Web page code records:
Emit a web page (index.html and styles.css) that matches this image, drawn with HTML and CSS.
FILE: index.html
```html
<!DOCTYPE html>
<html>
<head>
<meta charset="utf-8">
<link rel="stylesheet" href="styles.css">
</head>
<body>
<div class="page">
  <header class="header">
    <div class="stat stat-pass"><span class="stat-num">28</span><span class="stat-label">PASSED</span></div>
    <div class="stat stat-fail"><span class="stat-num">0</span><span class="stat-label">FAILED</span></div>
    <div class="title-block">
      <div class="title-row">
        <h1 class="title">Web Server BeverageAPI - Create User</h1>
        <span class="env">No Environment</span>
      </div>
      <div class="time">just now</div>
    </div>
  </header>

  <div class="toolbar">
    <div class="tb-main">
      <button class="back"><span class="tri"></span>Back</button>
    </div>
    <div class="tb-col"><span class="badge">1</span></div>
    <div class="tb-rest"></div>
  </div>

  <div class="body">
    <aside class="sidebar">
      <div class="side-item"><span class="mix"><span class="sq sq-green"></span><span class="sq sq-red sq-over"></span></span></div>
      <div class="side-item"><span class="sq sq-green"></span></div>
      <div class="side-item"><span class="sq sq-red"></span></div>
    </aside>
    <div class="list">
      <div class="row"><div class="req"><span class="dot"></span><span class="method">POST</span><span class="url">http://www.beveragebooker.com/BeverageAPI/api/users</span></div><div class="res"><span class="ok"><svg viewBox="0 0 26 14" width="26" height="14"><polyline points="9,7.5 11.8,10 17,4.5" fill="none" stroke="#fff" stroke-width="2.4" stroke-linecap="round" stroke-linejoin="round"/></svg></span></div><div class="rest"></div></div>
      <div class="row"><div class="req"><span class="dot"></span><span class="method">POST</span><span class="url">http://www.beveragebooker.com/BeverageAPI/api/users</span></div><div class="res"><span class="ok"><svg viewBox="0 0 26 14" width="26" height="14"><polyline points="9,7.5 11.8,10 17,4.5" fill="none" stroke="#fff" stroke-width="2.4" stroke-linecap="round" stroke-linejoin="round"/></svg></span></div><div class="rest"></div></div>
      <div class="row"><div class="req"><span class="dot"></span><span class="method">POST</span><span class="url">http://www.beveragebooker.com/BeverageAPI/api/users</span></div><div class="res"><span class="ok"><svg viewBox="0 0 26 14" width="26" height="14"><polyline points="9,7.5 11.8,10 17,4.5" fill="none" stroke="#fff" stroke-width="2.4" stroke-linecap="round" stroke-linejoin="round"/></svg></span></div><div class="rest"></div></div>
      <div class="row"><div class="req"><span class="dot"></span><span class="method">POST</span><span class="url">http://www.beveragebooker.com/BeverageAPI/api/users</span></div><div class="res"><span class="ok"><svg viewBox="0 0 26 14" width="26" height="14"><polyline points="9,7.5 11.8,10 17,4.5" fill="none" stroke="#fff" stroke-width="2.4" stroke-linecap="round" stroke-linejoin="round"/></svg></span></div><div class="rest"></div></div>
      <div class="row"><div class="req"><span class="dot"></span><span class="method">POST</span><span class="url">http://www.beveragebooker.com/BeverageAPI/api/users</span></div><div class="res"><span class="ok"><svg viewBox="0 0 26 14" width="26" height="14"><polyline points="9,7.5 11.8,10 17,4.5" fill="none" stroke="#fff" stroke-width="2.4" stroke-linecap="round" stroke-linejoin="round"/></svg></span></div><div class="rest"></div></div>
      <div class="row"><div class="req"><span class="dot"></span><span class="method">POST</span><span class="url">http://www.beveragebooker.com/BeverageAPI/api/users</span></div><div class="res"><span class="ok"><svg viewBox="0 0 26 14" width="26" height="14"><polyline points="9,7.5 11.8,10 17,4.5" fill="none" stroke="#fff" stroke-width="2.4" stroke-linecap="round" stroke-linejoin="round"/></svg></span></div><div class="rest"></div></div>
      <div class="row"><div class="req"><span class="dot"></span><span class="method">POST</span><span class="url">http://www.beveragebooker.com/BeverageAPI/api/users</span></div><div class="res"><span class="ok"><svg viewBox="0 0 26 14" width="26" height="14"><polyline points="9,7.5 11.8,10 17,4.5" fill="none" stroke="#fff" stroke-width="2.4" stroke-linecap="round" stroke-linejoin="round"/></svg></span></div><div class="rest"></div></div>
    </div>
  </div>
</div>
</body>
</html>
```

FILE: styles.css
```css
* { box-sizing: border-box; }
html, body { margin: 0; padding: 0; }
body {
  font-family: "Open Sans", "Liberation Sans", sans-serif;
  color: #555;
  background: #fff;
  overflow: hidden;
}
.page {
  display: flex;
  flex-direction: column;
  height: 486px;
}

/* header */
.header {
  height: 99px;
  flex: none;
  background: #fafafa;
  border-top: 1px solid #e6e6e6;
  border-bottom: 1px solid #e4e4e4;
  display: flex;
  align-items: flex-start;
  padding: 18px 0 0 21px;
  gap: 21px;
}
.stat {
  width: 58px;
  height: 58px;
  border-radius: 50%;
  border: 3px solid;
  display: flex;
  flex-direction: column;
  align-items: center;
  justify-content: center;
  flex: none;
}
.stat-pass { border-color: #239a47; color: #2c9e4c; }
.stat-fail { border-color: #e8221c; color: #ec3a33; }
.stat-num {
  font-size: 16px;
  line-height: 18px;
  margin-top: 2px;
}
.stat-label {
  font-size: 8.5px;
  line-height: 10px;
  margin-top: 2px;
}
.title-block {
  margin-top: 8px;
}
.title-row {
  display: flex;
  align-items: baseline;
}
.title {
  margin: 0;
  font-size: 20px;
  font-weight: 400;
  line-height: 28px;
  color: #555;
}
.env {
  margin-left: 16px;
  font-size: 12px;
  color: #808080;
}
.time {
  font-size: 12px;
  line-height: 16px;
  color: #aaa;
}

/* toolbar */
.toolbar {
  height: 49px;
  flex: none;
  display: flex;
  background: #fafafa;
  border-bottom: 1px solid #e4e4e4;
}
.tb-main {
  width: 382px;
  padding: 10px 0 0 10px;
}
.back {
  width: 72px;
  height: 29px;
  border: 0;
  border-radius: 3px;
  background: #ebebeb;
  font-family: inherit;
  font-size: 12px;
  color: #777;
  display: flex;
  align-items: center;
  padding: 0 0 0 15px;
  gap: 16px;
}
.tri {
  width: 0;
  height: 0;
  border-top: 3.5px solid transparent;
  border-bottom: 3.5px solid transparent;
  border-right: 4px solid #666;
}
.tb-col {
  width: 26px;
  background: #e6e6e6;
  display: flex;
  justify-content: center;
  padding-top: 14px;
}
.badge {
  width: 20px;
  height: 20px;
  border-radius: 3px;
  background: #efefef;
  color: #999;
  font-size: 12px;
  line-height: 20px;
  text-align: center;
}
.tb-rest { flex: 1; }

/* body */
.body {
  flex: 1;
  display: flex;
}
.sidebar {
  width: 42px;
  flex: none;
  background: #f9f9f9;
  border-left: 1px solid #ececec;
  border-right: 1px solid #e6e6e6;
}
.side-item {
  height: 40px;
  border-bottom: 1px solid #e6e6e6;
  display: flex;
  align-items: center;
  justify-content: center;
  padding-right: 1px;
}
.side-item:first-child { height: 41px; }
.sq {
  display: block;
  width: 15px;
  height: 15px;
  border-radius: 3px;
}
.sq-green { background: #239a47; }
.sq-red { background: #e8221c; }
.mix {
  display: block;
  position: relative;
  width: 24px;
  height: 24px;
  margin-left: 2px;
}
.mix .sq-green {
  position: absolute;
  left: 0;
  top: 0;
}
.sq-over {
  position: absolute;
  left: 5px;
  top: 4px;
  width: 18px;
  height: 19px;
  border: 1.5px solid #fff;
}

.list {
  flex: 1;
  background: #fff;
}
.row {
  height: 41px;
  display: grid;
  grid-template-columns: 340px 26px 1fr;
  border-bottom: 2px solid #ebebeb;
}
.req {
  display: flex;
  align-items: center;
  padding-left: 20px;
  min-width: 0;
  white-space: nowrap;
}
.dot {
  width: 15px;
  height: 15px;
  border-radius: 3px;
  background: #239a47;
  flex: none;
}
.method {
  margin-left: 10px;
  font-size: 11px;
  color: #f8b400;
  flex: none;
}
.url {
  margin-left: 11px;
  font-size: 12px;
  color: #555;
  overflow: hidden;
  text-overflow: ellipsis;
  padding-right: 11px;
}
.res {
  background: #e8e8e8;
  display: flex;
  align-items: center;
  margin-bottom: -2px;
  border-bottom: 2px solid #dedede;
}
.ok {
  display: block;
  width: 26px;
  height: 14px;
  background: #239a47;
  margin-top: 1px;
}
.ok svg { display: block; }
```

...

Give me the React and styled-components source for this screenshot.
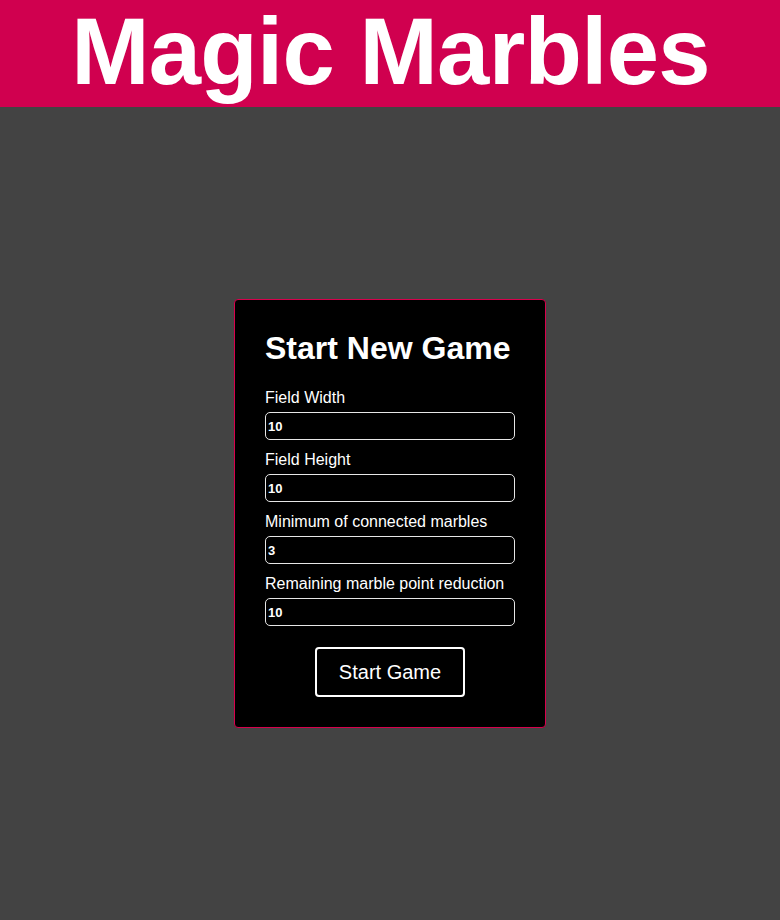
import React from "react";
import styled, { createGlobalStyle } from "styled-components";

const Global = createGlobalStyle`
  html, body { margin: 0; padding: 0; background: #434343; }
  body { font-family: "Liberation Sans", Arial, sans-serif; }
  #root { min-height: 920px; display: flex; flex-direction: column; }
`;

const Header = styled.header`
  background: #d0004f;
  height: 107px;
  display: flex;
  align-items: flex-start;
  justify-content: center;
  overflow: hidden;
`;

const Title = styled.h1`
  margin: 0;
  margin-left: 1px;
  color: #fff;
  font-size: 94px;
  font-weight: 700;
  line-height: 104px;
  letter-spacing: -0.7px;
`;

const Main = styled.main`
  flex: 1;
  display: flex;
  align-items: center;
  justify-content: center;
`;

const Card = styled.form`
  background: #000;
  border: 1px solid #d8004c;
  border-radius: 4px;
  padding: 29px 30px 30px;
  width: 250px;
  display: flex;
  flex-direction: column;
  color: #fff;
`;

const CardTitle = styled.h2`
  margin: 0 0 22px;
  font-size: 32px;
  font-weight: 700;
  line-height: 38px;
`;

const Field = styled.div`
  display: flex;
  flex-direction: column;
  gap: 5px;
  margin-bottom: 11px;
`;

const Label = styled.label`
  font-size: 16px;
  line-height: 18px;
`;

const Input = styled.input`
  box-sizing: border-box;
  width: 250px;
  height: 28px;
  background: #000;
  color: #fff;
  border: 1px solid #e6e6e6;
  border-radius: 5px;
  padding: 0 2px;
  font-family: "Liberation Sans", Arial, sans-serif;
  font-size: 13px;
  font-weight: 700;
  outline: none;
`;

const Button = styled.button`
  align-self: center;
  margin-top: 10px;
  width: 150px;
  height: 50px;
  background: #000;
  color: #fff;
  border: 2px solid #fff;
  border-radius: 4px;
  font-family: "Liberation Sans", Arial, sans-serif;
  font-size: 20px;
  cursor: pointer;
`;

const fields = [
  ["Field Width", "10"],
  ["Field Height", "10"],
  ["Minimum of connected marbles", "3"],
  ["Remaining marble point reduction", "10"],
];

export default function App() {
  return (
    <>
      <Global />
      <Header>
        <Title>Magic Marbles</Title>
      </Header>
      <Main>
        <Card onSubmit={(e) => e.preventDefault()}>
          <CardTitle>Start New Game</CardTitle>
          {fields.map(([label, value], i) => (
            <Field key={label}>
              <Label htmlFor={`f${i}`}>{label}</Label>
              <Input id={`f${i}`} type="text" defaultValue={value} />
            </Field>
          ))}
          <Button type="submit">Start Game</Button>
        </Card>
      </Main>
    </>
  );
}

...

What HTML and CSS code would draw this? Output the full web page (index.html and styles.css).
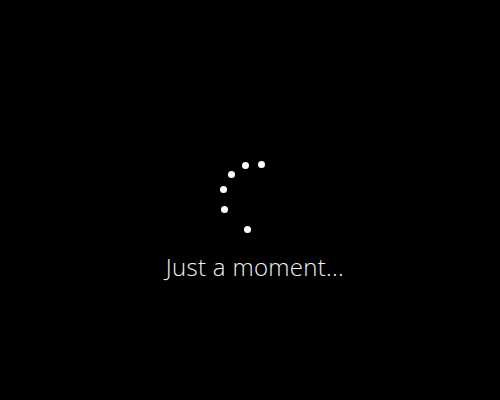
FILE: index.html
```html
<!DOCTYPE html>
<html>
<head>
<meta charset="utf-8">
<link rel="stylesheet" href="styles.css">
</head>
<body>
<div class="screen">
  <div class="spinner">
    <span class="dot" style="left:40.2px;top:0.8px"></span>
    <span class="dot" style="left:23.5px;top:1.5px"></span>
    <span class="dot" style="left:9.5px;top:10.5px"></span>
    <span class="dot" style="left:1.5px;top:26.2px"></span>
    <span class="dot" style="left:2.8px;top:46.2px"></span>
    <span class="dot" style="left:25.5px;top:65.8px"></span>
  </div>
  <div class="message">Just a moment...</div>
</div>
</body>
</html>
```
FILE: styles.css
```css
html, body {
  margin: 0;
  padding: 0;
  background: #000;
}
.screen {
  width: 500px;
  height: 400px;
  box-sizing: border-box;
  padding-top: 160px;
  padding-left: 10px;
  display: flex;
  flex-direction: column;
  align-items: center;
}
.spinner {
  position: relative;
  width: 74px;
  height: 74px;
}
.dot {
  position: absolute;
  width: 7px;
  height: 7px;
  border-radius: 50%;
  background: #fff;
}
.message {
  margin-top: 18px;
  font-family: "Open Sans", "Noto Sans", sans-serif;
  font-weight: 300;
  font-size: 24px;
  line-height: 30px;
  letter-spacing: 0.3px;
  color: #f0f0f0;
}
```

THE TASK: Write only the number of lines in the data above that include "React".

TASK OUTPUT: 2